-- start of Source material --
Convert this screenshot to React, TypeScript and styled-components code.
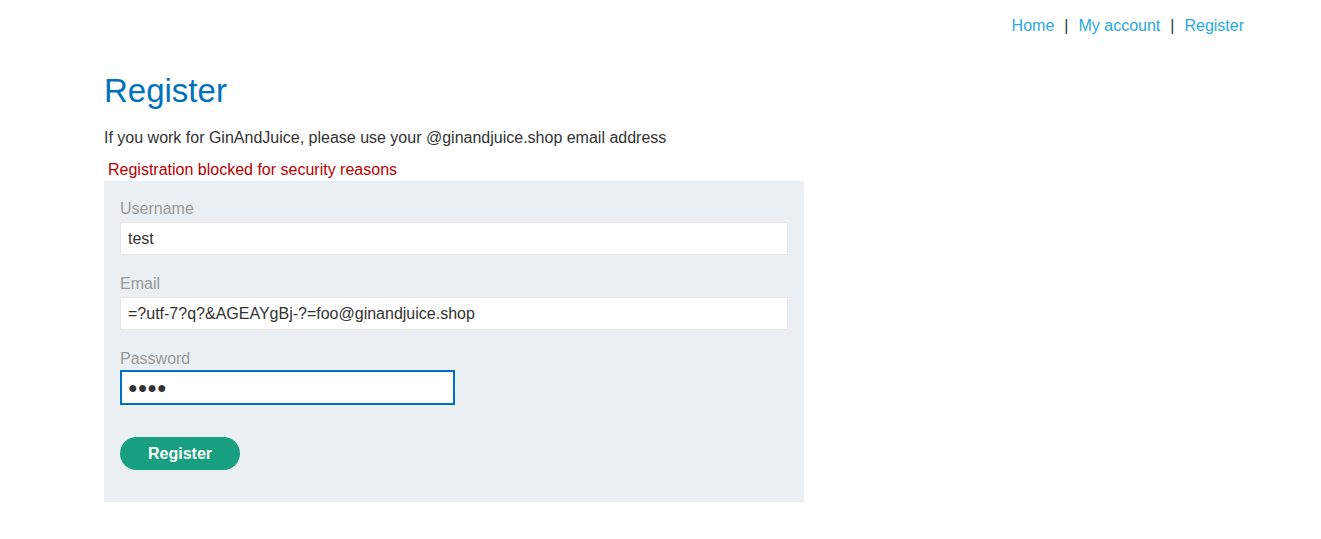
import React from "react";
import styled, { createGlobalStyle } from "styled-components";

const Global = createGlobalStyle`
  html, body { margin: 0; padding: 0; background: #fff; }
  body { font-family: "Liberation Sans", Arial, sans-serif; font-size: 16px; color: #333; }
  * { box-sizing: border-box; }
`;

const Page = styled.div`
  display: flex;
  flex-direction: column;
`;

const Nav = styled.nav`
  display: flex;
  justify-content: flex-end;
  align-items: center;
  gap: 10px;
  padding: 16px 77px 0 0;
  height: 36px;
  line-height: 20px;
`;

const NavLink = styled.a`
  color: #29a9e1;
  text-decoration: none;
`;

const Sep = styled.span`
  color: #333;
`;

const Main = styled.main`
  padding: 0 0 0 104px;
  display: flex;
  flex-direction: column;
`;

const Title = styled.h1`
  margin: 35px 0 0;
  font-size: 33px;
  font-weight: 400;
  line-height: 40px;
  color: #0071bc;
`;

const Intro = styled.p`
  margin: 15px 0 0;
  line-height: 24px;
`;

const ErrorText = styled.p`
  margin: 9px 0 0;
  line-height: 22px;
  color: #b50000;
  padding-left: 4px;
`;

const FormBox = styled.form`
  width: 700px;
  background: #e9eff2;
  padding: 18px 16px 32px;
  display: flex;
  flex-direction: column;
`;

const Label = styled.label<{ $first?: boolean }>`
  color: #999;
  line-height: 20px;
  margin-top: ${(p) => (p.$first ? "0" : "19px")};
  margin-bottom: 3px;
`;

const Input = styled.input<{ $focused?: boolean; $half?: boolean }>`
  height: ${(p) => (p.$focused ? "35px" : "33px")};
  width: ${(p) => (p.$half ? "335px" : "100%")};
  margin-top: ${(p) => (p.$focused ? "-2px" : "0")};
  border: ${(p) => (p.$focused ? "2px solid #0071c1" : "1px solid #e6e6e6")};
  background: #fff;
  padding: 0 ${(p) => (p.$focused ? "6px" : "7px")};
  font-family: "Liberation Sans", Arial, sans-serif;
  font-size: 16px;
  color: #333;
  outline: none;
  border-radius: 0;
`;

const Button = styled.button`
  margin-top: 32px;
  align-self: flex-start;
  width: 120px;
  height: 33px;
  border: none;
  border-radius: 17px;
  background: #189f80;
  color: #fff;
  font-family: "Liberation Sans", Arial, sans-serif;
  font-weight: 700;
  font-size: 16px;
  cursor: pointer;
`;

export default function App() {
  return (
    <Page>
      <Global />
      <Nav>
        <NavLink href="#">Home</NavLink>
        <Sep>|</Sep>
        <NavLink href="#">My account</NavLink>
        <Sep>|</Sep>
        <NavLink href="#">Register</NavLink>
      </Nav>
      <Main>
        <Title>Register</Title>
        <Intro>If you work for GinAndJuice, please use your @ginandjuice.shop email address</Intro>
        <ErrorText>Registration blocked for security reasons</ErrorText>
        <FormBox onSubmit={(e) => e.preventDefault()}>
          <Label $first>Username</Label>
          <Input defaultValue="test" />
          <Label>Email</Label>
          <Input defaultValue="=?utf-7?q?&AGEAYgBj-?=foo@ginandjuice.shop" />
          <Label>Password</Label>
          <Input aria-label="Password" defaultValue="●●●●" readOnly $focused $half />
          <Button type="submit">Register</Button>
        </FormBox>
      </Main>
    </Page>
  );
}
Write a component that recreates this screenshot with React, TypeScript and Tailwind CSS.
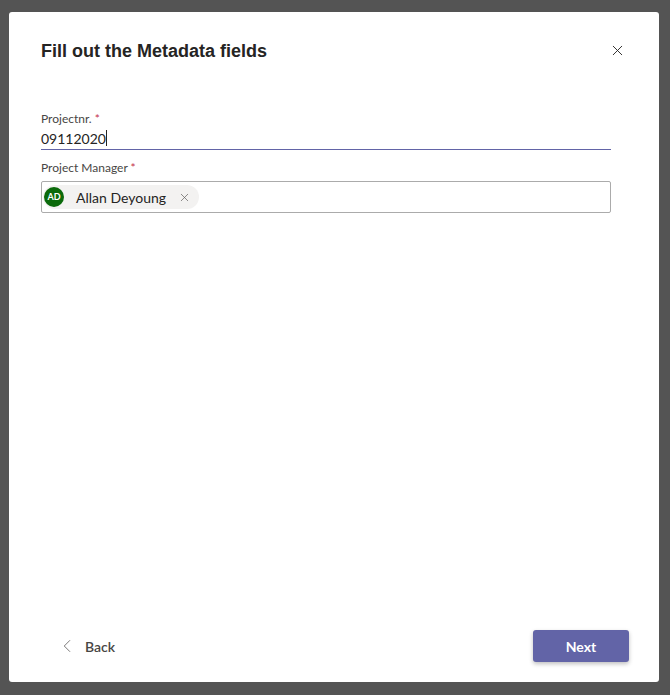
import { X, ChevronLeft } from 'lucide-react'

export default function App() {
  return (
    <div className="w-[670px] h-[695px] bg-[#545454] pt-[12px] pl-[9px]" style={{ fontFamily: 'Lato, "Noto Sans", sans-serif' }}>
      <div className="w-[650px] h-[670px] bg-white rounded-[3px] flex flex-col">
        {/* header */}
        <div className="flex items-start justify-between pl-[32px] pr-[33px] pt-[28px]">
          <h1 className="text-[18px] leading-[22px] font-bold text-[#252423]" style={{ fontFamily: '"Liberation Sans", Arial, sans-serif' }}>
            Fill out the Metadata fields
          </h1>
          <button className="mt-[2px] text-[#252423]">
            <X className="w-[17px] h-[17px]" strokeWidth={1.3} />
          </button>
        </div>

        {/* fields */}
        <div className="px-[32px] pt-[49px] pr-[48px] flex flex-col">
          <label className="text-[12px] leading-[16px] text-[#484644]">
            Projectnr. <span className="text-[#c4314b]">*</span>
          </label>
          <div className="flex items-center h-[23px] border-b border-[#6264a7] text-[14px] text-[#252423]">
            09112020<span className="w-px h-[16px] bg-[#252423]" />
          </div>

          <label className="text-[12px] leading-[16px] text-[#484644] mt-[10px]">
            Project Manager <span className="text-[#c4314b]">*</span>
          </label>
          <div className="mt-[5px] h-[32px] border border-[#ababab] rounded-[2px] flex items-center px-[1px]">
            <div className="flex items-center h-[24px] rounded-full bg-[#f3f2f1] pr-[8px]">
              <div className="w-[20px] h-[20px] rounded-full bg-[#0b6a0b] text-white text-[9px] font-bold flex items-center justify-center ml-[1px]">
                AD
              </div>
              <span className="ml-[12px] text-[14px] text-[#252423]">Allan Deyoung</span>
              <X className="ml-[12px] w-[13px] h-[13px] text-[#605e5c]" strokeWidth={1.3} />
            </div>
          </div>
        </div>

        {/* footer */}
        <div className="mt-auto flex items-center justify-between pl-[47px] pr-[30px] pb-[20px]">
          <button className="flex items-center text-[14px] font-semibold text-[#484644]">
            <ChevronLeft className="w-[22px] h-[22px] text-[#605e5c]" strokeWidth={0.9} />
            <span className="ml-[7px]">Back</span>
          </button>
          <button className="w-[96px] h-[32px] rounded-[3px] bg-[#6264a7] text-white text-[14px] font-bold shadow-[0_2px_4px_rgba(0,0,0,0.25)]">
            Next
          </button>
        </div>
      </div>
    </div>
  )
}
-- end of Source material --
_What needs to be done_.
Restate each line of the records exactly; pictures do not belong in the copy.

_Response_.
Convert this screenshot to React, TypeScript and styled-components code.
import React from "react";
import styled, { createGlobalStyle } from "styled-components";

const Global = createGlobalStyle`
  html, body { margin: 0; padding: 0; background: #fff; }
  body { font-family: "Liberation Sans", Arial, sans-serif; font-size: 16px; color: #333; }
  * { box-sizing: border-box; }
`;

const Page = styled.div`
  display: flex;
  flex-direction: column;
`;

const Nav = styled.nav`
  display: flex;
  justify-content: flex-end;
  align-items: center;
  gap: 10px;
  padding: 16px 77px 0 0;
  height: 36px;
  line-height: 20px;
`;

const NavLink = styled.a`
  color: #29a9e1;
  text-decoration: none;
`;

const Sep = styled.span`
  color: #333;
`;

const Main = styled.main`
  padding: 0 0 0 104px;
  display: flex;
  flex-direction: column;
`;

const Title = styled.h1`
  margin: 35px 0 0;
  font-size: 33px;
  font-weight: 400;
  line-height: 40px;
  color: #0071bc;
`;

const Intro = styled.p`
  margin: 15px 0 0;
  line-height: 24px;
`;

const ErrorText = styled.p`
  margin: 9px 0 0;
  line-height: 22px;
  color: #b50000;
  padding-left: 4px;
`;

const FormBox = styled.form`
  width: 700px;
  background: #e9eff2;
  padding: 18px 16px 32px;
  display: flex;
  flex-direction: column;
`;

const Label = styled.label<{ $first?: boolean }>`
  color: #999;
  line-height: 20px;
  margin-top: ${(p) => (p.$first ? "0" : "19px")};
  margin-bottom: 3px;
`;

const Input = styled.input<{ $focused?: boolean; $half?: boolean }>`
  height: ${(p) => (p.$focused ? "35px" : "33px")};
  width: ${(p) => (p.$half ? "335px" : "100%")};
  margin-top: ${(p) => (p.$focused ? "-2px" : "0")};
  border: ${(p) => (p.$focused ? "2px solid #0071c1" : "1px solid #e6e6e6")};
  background: #fff;
  padding: 0 ${(p) => (p.$focused ? "6px" : "7px")};
  font-family: "Liberation Sans", Arial, sans-serif;
  font-size: 16px;
  color: #333;
  outline: none;
  border-radius: 0;
`;

const Button = styled.button`
  margin-top: 32px;
  align-self: flex-start;
  width: 120px;
  height: 33px;
  border: none;
  border-radius: 17px;
  background: #189f80;
  color: #fff;
  font-family: "Liberation Sans", Arial, sans-serif;
  font-weight: 700;
  font-size: 16px;
  cursor: pointer;
`;

export default function App() {
  return (
    <Page>
      <Global />
      <Nav>
        <NavLink href="#">Home</NavLink>
        <Sep>|</Sep>
        <NavLink href="#">My account</NavLink>
        <Sep>|</Sep>
        <NavLink href="#">Register</NavLink>
      </Nav>
      <Main>
        <Title>Register</Title>
        <Intro>If you work for GinAndJuice, please use your @ginandjuice.shop email address</Intro>
        <ErrorText>Registration blocked for security reasons</ErrorText>
        <FormBox onSubmit={(e) => e.preventDefault()}>
          <Label $first>Username</Label>
          <Input defaultValue="test" />
          <Label>Email</Label>
          <Input defaultValue="=?utf-7?q?&AGEAYgBj-?=foo@ginandjuice.shop" />
          <Label>Password</Label>
          <Input aria-label="Password" defaultValue="●●●●" readOnly $focused $half />
          <Button type="submit">Register</Button>
        </FormBox>
      </Main>
    </Page>
  );
}
Write a component that recreates this screenshot with React, TypeScript and Tailwind CSS.
import { X, ChevronLeft } from 'lucide-react'

export default function App() {
  return (
    <div className="w-[670px] h-[695px] bg-[#545454] pt-[12px] pl-[9px]" style={{ fontFamily: 'Lato, "Noto Sans", sans-serif' }}>
      <div className="w-[650px] h-[670px] bg-white rounded-[3px] flex flex-col">
        {/* header */}
        <div className="flex items-start justify-between pl-[32px] pr-[33px] pt-[28px]">
          <h1 className="text-[18px] leading-[22px] font-bold text-[#252423]" style={{ fontFamily: '"Liberation Sans", Arial, sans-serif' }}>
            Fill out the Metadata fields
          </h1>
          <button className="mt-[2px] text-[#252423]">
            <X className="w-[17px] h-[17px]" strokeWidth={1.3} />
          </button>
        </div>

        {/* fields */}
        <div className="px-[32px] pt-[49px] pr-[48px] flex flex-col">
          <label className="text-[12px] leading-[16px] text-[#484644]">
            Projectnr. <span className="text-[#c4314b]">*</span>
          </label>
          <div className="flex items-center h-[23px] border-b border-[#6264a7] text-[14px] text-[#252423]">
            09112020<span className="w-px h-[16px] bg-[#252423]" />
          </div>

          <label className="text-[12px] leading-[16px] text-[#484644] mt-[10px]">
            Project Manager <span className="text-[#c4314b]">*</span>
          </label>
          <div className="mt-[5px] h-[32px] border border-[#ababab] rounded-[2px] flex items-center px-[1px]">
            <div className="flex items-center h-[24px] rounded-full bg-[#f3f2f1] pr-[8px]">
              <div className="w-[20px] h-[20px] rounded-full bg-[#0b6a0b] text-white text-[9px] font-bold flex items-center justify-center ml-[1px]">
                AD
              </div>
              <span className="ml-[12px] text-[14px] text-[#252423]">Allan Deyoung</span>
              <X className="ml-[12px] w-[13px] h-[13px] text-[#605e5c]" strokeWidth={1.3} />
            </div>
          </div>
        </div>

        {/* footer */}
        <div className="mt-auto flex items-center justify-between pl-[47px] pr-[30px] pb-[20px]">
          <button className="flex items-center text-[14px] font-semibold text-[#484644]">
            <ChevronLeft className="w-[22px] h-[22px] text-[#605e5c]" strokeWidth={0.9} />
            <span className="ml-[7px]">Back</span>
          </button>
          <button className="w-[96px] h-[32px] rounded-[3px] bg-[#6264a7] text-white text-[14px] font-bold shadow-[0_2px_4px_rgba(0,0,0,0.25)]">
            Next
          </button>
        </div>
      </div>
    </div>
  )
}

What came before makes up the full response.